Character mistake: The Predator is jumping through trees, then landing in a creek, splashing in the water. Its cloak barely flashes for a moment, then it can walk through the water still cloaked. This is a prequel to the other Predator movies, where it is already established that with their cloaking technology, even in the future, walking in water or getting wet disrupts the cloak and it malfunctions. (00:37:10)
Suggested correction: Even though Prey takes place 300 years before the original movie, its technology isn't necessarily "worse"; it's just different. In the 1987 film, the "Jungle Hunter" has a blue-tinted cloak that shorts out in the river. In Prey, the Feral Predator has a reddish/orange-tinted cloak. Fans suggest the red cloak might be an older, more robust (but perhaps less "clean" looking) version of the technology that wasn't yet sensitive to moisture but lacked the optical clarity of the later models.
While that is a plausible explanation, without concrete proof or a given explanation in the film or subsequent adjacent material, it still leaves it as an inconsistency in the movies. With all the other tech and weapons this predator has, being more primitive, and their species and culture taking any advantage they can in a hunt, it also doesn't make sense for them to use a cloak in the future with "more advanced tech" that is weak to water, when Earth is covered in water and it rains.
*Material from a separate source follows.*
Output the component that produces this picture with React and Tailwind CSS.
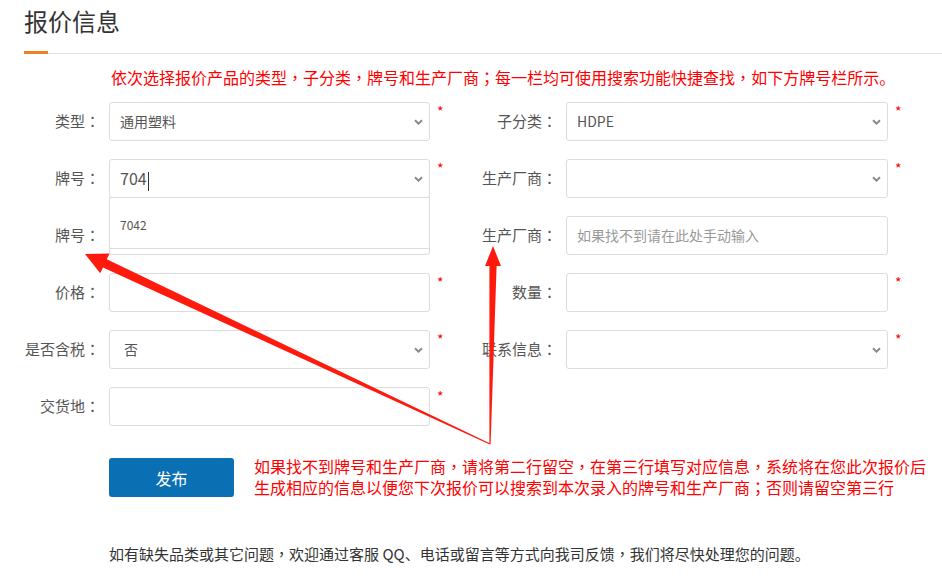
import React from 'react';

const font = { fontFamily: '"Noto Sans CJK SC", "Noto Sans", sans-serif' };
const punctFont = { fontFamily: '"Noto Sans CJK TC", "Noto Sans CJK SC", sans-serif' };

// centred full-width punctuation, as the reference renders it
const T = ({ children }) => (
  <>
    {children.split(/([，；：])/).map((part, i) =>
      /^[，；：]$/.test(part) ? (
        <span key={i} style={punctFont}>{part}</span>
      ) : (
        <React.Fragment key={i}>{part}</React.Fragment>
      )
    )}
  </>
);

const Chevron = () => (
  <svg width="9" height="6" viewBox="0 0 9 6" className="shrink-0">
    <path d="M1 1.2 L4.5 4.6 L8 1.2" fill="none" stroke="#888" strokeWidth="1.9" />
  </svg>
);

const Star = ({ show = true }) => (
  <span className="self-start pl-[7px] text-[14px] leading-[19px] text-[#f00] w-[36px] shrink-0">
    {show ? '*' : ''}
  </span>
);

const Field = ({ type = 'input', value, placeholder, valueClass = 'text-[14px] pl-[10px]', children }) => (
  <div className="relative h-[39px] border border-[#dcdcdc] rounded-[3px] bg-white flex items-center justify-between pr-[6px] shrink-0 w-full">
    {value ? (
      <span className={`${valueClass} text-[#555]`}>{value}</span>
    ) : placeholder ? (
      <span className="text-[14px] pl-[10px] text-[#999]">{placeholder}</span>
    ) : (
      <span />
    )}
    {type === 'select' && <Chevron />}
    {children}
  </div>
);

const LeftCell = ({ label, star = true, children }) => (
  <div className="flex items-center w-[466px] shrink-0">
    <div className="w-[100px] text-right text-[15px] text-[#555] shrink-0"><T>{label}</T></div>
    <div className="ml-[9px] w-[321px] shrink-0">{children}</div>
    <Star show={star} />
  </div>
);

const RightCell = ({ label, star = true, children }) => (
  <div className="flex items-center shrink-0">
    <div className="w-[91px] text-right text-[15px] text-[#555] shrink-0"><T>{label}</T></div>
    <div className="ml-[9px] w-[322px] shrink-0">{children}</div>
    <Star show={star} />
  </div>
);

export default function App() {
  return (
    <div className="relative w-[942px] h-[581px] bg-white overflow-hidden" style={font}>
      <div className="ml-[24px]">
        <div className="h-[51px] pt-[5px]">
          <h1 className="text-[24px] leading-[32px] text-[#333]">报价信息</h1>
        </div>
        <div className="flex items-end h-[3px]">
          <div className="w-[24px] h-[3px] bg-[#f07f22]" />
          <div className="flex-1 h-[1px] bg-[#e3e3e3]" />
        </div>
      </div>

      <p className="ml-[111px] mt-[12px] text-[16px] leading-[22px] text-[#f00] whitespace-nowrap">
        <T>依次选择报价产品的类型，子分类，牌号和生产厂商；每一栏均可使用搜索功能快捷查找，如下方牌号栏所示。</T>
      </p>

      <div className="mt-[14px] flex flex-col gap-[18px]">
        <div className="flex">
          <LeftCell label="类型：">
            <Field type="select" value="通用塑料" />
          </LeftCell>
          <RightCell label="子分类：">
            <Field type="select" value="HDPE" />
          </RightCell>
        </div>

        <div className="flex relative z-10">
          <LeftCell label="牌号：">
            <Field type="select" value={<span>704<span className="inline-block w-[1px] h-[19px] bg-[#333] align-middle ml-[1px]" /></span>} valueClass="text-[16px] pl-[10px]">
              <div className="absolute left-[-1px] right-[-1px] top-full h-[52px] bg-white border border-[#dcdcdc] flex items-center pl-[10px] pt-[3px] text-[12px] text-[#555]">
                7042
              </div>
            </Field>
          </LeftCell>
          <RightCell label="生产厂商：">
            <Field type="select" />
          </RightCell>
        </div>

        <div className="flex">
          <LeftCell label="牌号：" star={false}>
            <Field />
          </LeftCell>
          <RightCell label="生产厂商：" star={false}>
            <Field placeholder="如果找不到请在此处手动输入" />
          </RightCell>
        </div>

        <div className="flex">
          <LeftCell label="价格：">
            <Field />
          </LeftCell>
          <RightCell label="数量：">
            <Field />
          </RightCell>
        </div>

        <div className="flex">
          <LeftCell label="是否含税：">
            <Field type="select" value="否" valueClass="text-[14px] pl-[14px]" />
          </LeftCell>
          <RightCell label="联系信息：">
            <Field type="select" />
          </RightCell>
        </div>

        <div className="flex">
          <LeftCell label="交货地：">
            <Field />
          </LeftCell>
        </div>
      </div>

      <div className="mt-[32px] ml-[109px] flex items-start">
        <button className="w-[125px] h-[39px] rounded-[3px] bg-[#0b6fb4] text-white text-[16px] shrink-0">
          发布
        </button>
        <div className="ml-[20px] -mt-[2px] text-[16px] leading-[21px] text-[#f00] whitespace-nowrap">
          <p><T>如果找不到牌号和生产厂商，请将第二行留空，在第三行填写对应信息，系统将在您此次报价后</T></p>
          <p><T>生成相应的信息以便您下次报价可以搜索到本次录入的牌号和生产厂商；否则请留空第三行</T></p>
        </div>
      </div>

      <p className="ml-[109px] mt-[46px] text-[15px] leading-[20px] text-[#333] whitespace-nowrap">
        <T>如有缺失品类或其它问题，欢迎通过客服 QQ、电话或留言等方式向我司反馈，我们将尽快处理您的问题。</T>
      </p>

      <svg className="absolute inset-0 pointer-events-none z-20" width="942" height="581" viewBox="0 0 942 581">
        <polygon
          points="490.2,443.5 106.8,259.3 109.6,253.4 85,254 100.2,273.3 103,267.4 489.8,444.5"
          fill="#ff1a0e"
        />
        <polygon
          points="490.6,444 496.6,266 501,266 493,246 485,266 489.4,266 489.4,444"
          fill="#ff1a0e"
        />
      </svg>
    </div>
  );
}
Factual error: Early in the movie, the Predator is standing still while cloaked as an ant crawls across its leg. A rat grabs and eats the ant, then a snake strikes the rat. The snake starts to crawl away, then suddenly senses the Predator and gets startled, rattling its tail. However, rattlesnakes are pit vipers. They see heat. So even cloaked, the snake should have already seen the Predator standing there and known. Predator cloaks do not cloak from heat vision. (00:13:30)
Suggested correction: If you watch closely, the rattlesnake is initially distracted by a mouse. However, as the predator moves closer (even while cloaked), the snake becomes agitated and rears up in a defensive "S" posture. The reason the snake doesn't strike immediately isn't necessarily that the predator is hidden from its heat vision; it's that the predator is a giant, unfamiliar heat source that isn't moving aggressively yet. The snake is essentially "sizing up" a massive predator it can see perfectly well.
That is not how pit vipers behave. Unless the predator would be behind glass, it would be aware of body heat coming from it, and as a larger source than that rat, it would be defensive. It is in captivity where the feeding response can override this, as seen by handlers. But not in the wild, where the snake would not be used to a large heat source providing food.
Factual error: The movie is set in the Northern Great Plains of the United States, and the tribe is identified as Comanche, but the Comanche were located in the Southern Great Plains, across present-day northwestern Texas, eastern New Mexico, southeastern Colorado, southwestern Kansas, and western Oklahoma.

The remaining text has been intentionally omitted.